**EXERCISE REQUIREMENTS:**
Up to and including the line with "210, 251, 280];", write out the listing from its first line, minus the pictures.

* * * *

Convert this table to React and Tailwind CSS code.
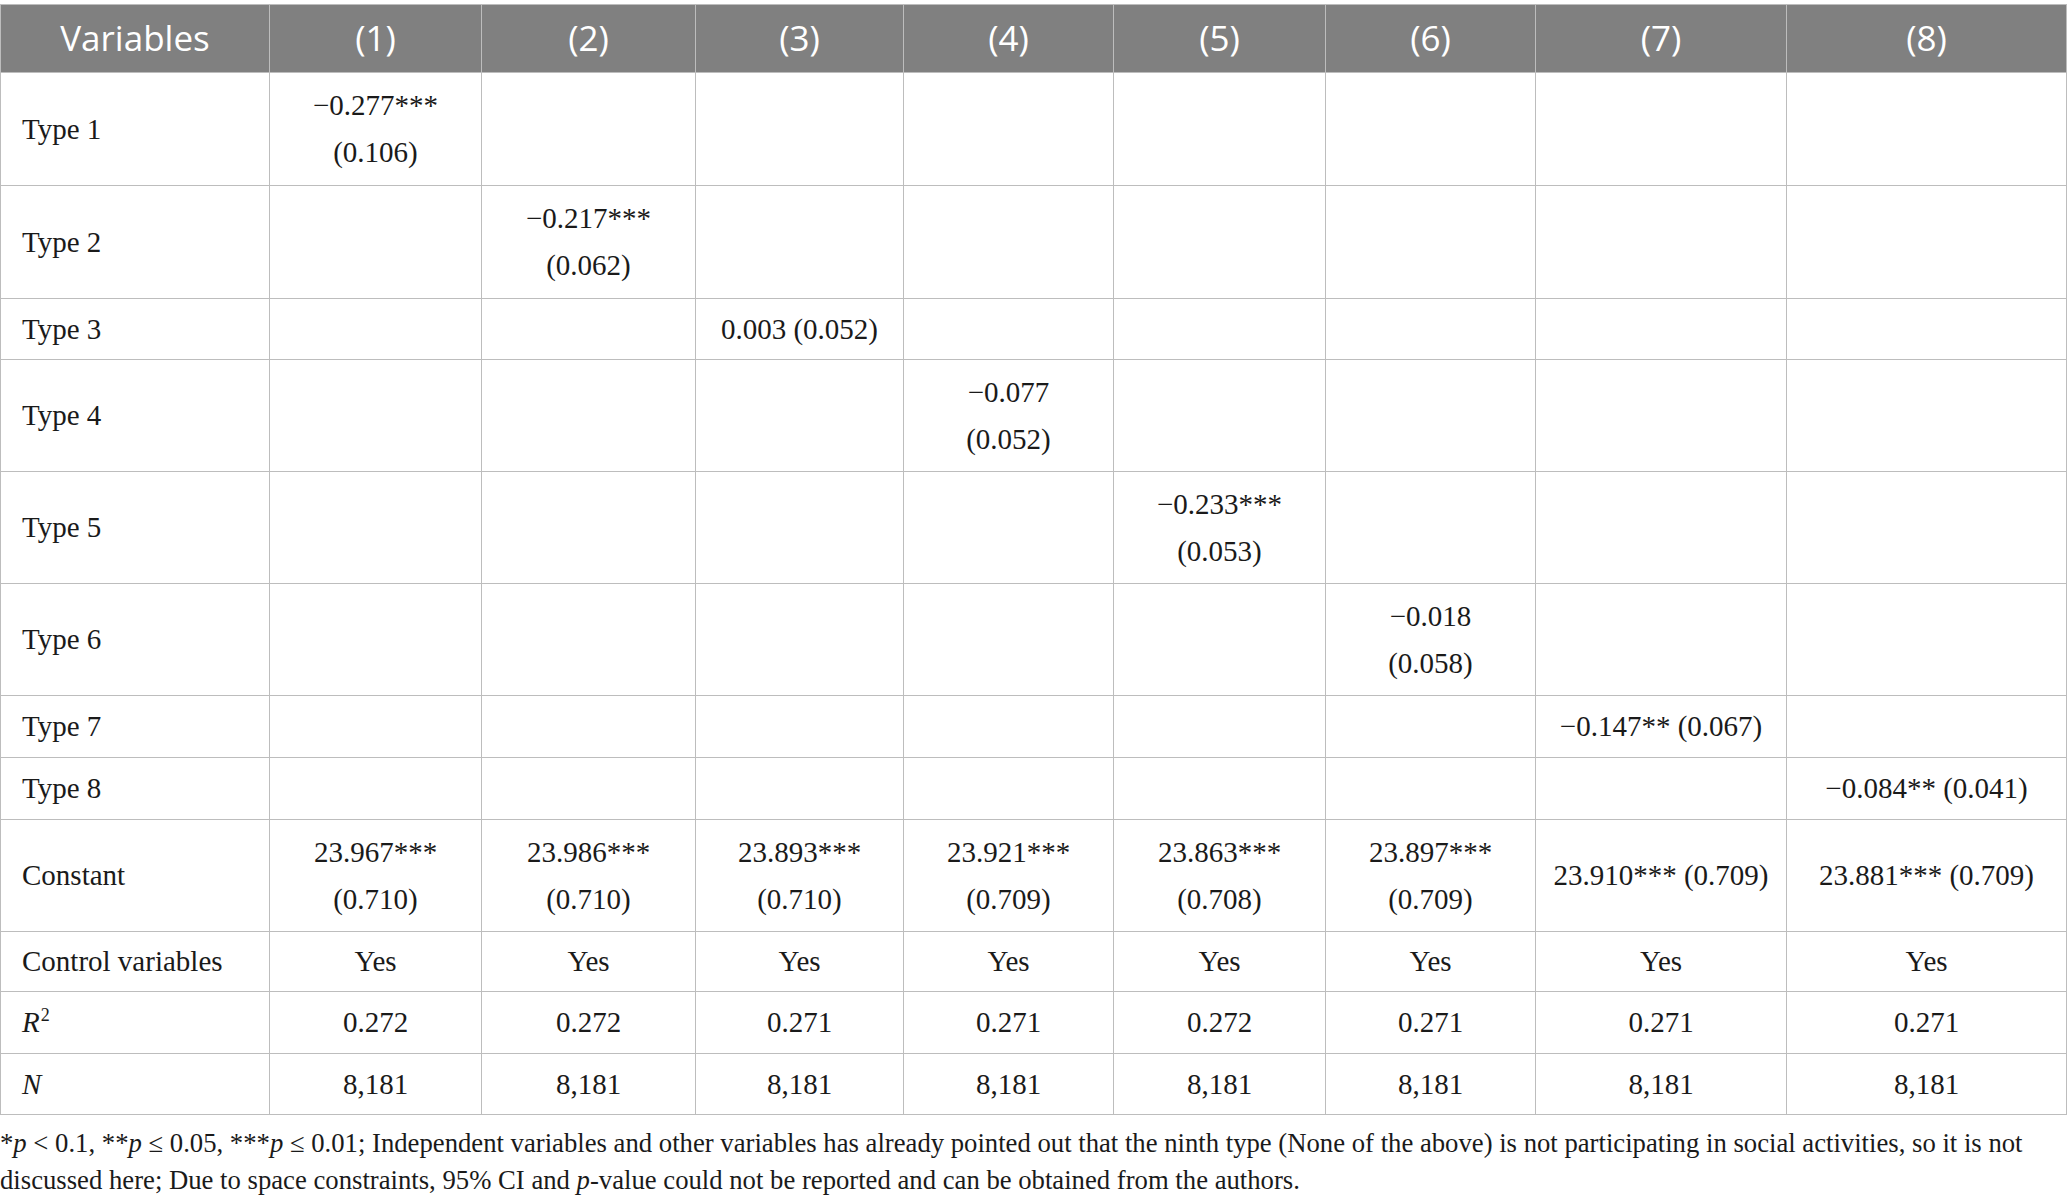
const cols = [269, 212, 214, 208, 210, 212, 210, 251, 280];

const rows = [
  { label: "Type 1", h: "h-[113px]", cells: { 0: ["−0.277***", "(0.106)"] } },
  { label: "Type 2", h: "h-[113px]", cells: { 1: ["−0.217***", "(0.062)"] } },
  { label: "Type 3", h: "h-[61px]", cells: { 2: ["0.003 (0.052)"] } },
  { label: "Type 4", h: "h-[112px]", cells: { 3: ["−0.077", "(0.052)"] } },
  { label: "Type 5", h: "h-[112px]", cells: { 4: ["−0.233***", "(0.053)"] } },
  { label: "Type 6", h: "h-[112px]", cells: { 5: ["−0.018", "(0.058)"] } },
  { label: "Type 7", h: "h-[62px]", cells: { 6: ["−0.147** (0.067)"] } },
  { label: "Type 8", h: "h-[62px]", cells: { 7: ["−0.084** (0.041)"] } },
  {
    label: "Constant",
    h: "h-[112px]",
    cells: {
      0: ["23.967***", "(0.710)"],
      1: ["23.986***", "(0.710)"],
      2: ["23.893***", "(0.710)"],
      3: ["23.921***", "(0.709)"],
      4: ["23.863***", "(0.708)"],
      5: ["23.897***", "(0.709)"],
      6: ["23.910*** (0.709)"],
      7: ["23.881*** (0.709)"],
    },
  },
  { label: "Control variables", h: "h-[60px]", all: "Yes" },
  { label: "r2", h: "h-[62px]", vals: ["0.272", "0.272", "0.271", "0.271", "0.272", "0.271", "0.271", "0.271"] },
  { label: "n", h: "h-[61px]", all: "8,181" },
];

function Label({ label }) {
  if (label === "r2") {
    return (
      <span>
        <i>R</i>
        <sup className="text-[18px] relative -top-[11px] ml-[1px]">2</sup>
      </span>
    );
  }
  if (label === "n") return <i>N</i>;
  return label;
}

function cellLines(row, i) {
  if (row.all) return [row.all];
  if (row.vals) return [row.vals[i]];
  return row.cells[i] || [];
}

export default function App() {
  return (
    <div className="w-[2067px] bg-white pt-[4px] font-['Liberation_Serif',serif] text-[#1a1a1a]">
      <table className="table-fixed border-collapse w-[2067px]">
        <colgroup>
          {cols.map((w, i) => (
            <col key={i} style={{ width: w }} />
          ))}
        </colgroup>
        <thead>
          <tr className="h-[68px] bg-[#808080] text-white font-['Open_Sans',sans-serif] text-[35px]">
            <th className="border border-[#bdbdbd] font-normal text-center">Variables</th>
            {[1, 2, 3, 4, 5, 6, 7, 8].map((n) => (
              <th key={n} className="border border-[#bdbdbd] font-normal text-center">
                ({n})
              </th>
            ))}
          </tr>
        </thead>
        <tbody className="text-[29px] leading-[47px]">
          {rows.map((row) => (
            <tr key={row.label} className={row.h}>
              <td className="border border-[#bdbdbd] pl-[21px] align-middle">
                <Label label={row.label} />
              </td>
              {cols.slice(1).map((_, i) => (
                <td key={i} className="border border-[#bdbdbd] text-center align-middle">
                  {cellLines(row, i).map((line, j) => (
                    <div key={j}>{line}</div>
                  ))}
                </td>
              ))}
            </tr>
          ))}
        </tbody>
      </table>
      <p className="text-[26.7px] leading-[37px] pt-[10px]">
        *<i>p</i> &lt; 0.1, **<i>p</i> ≤ 0.05, ***<i>p</i> ≤ 0.01; Independent variables and other variables has already pointed out that the ninth type (None of the above) is not participating in social activities, so it is not discussed here; Due to space constraints, 95% CI and <i>p</i>-value could not be reported and can be obtained from the authors.
      </p>
    </div>
  );
}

* * * *

**RESPONSE TO THE TASK:**
Convert this table to React and Tailwind CSS code.
const cols = [269, 212, 214, 208, 210, 212, 210, 251, 280];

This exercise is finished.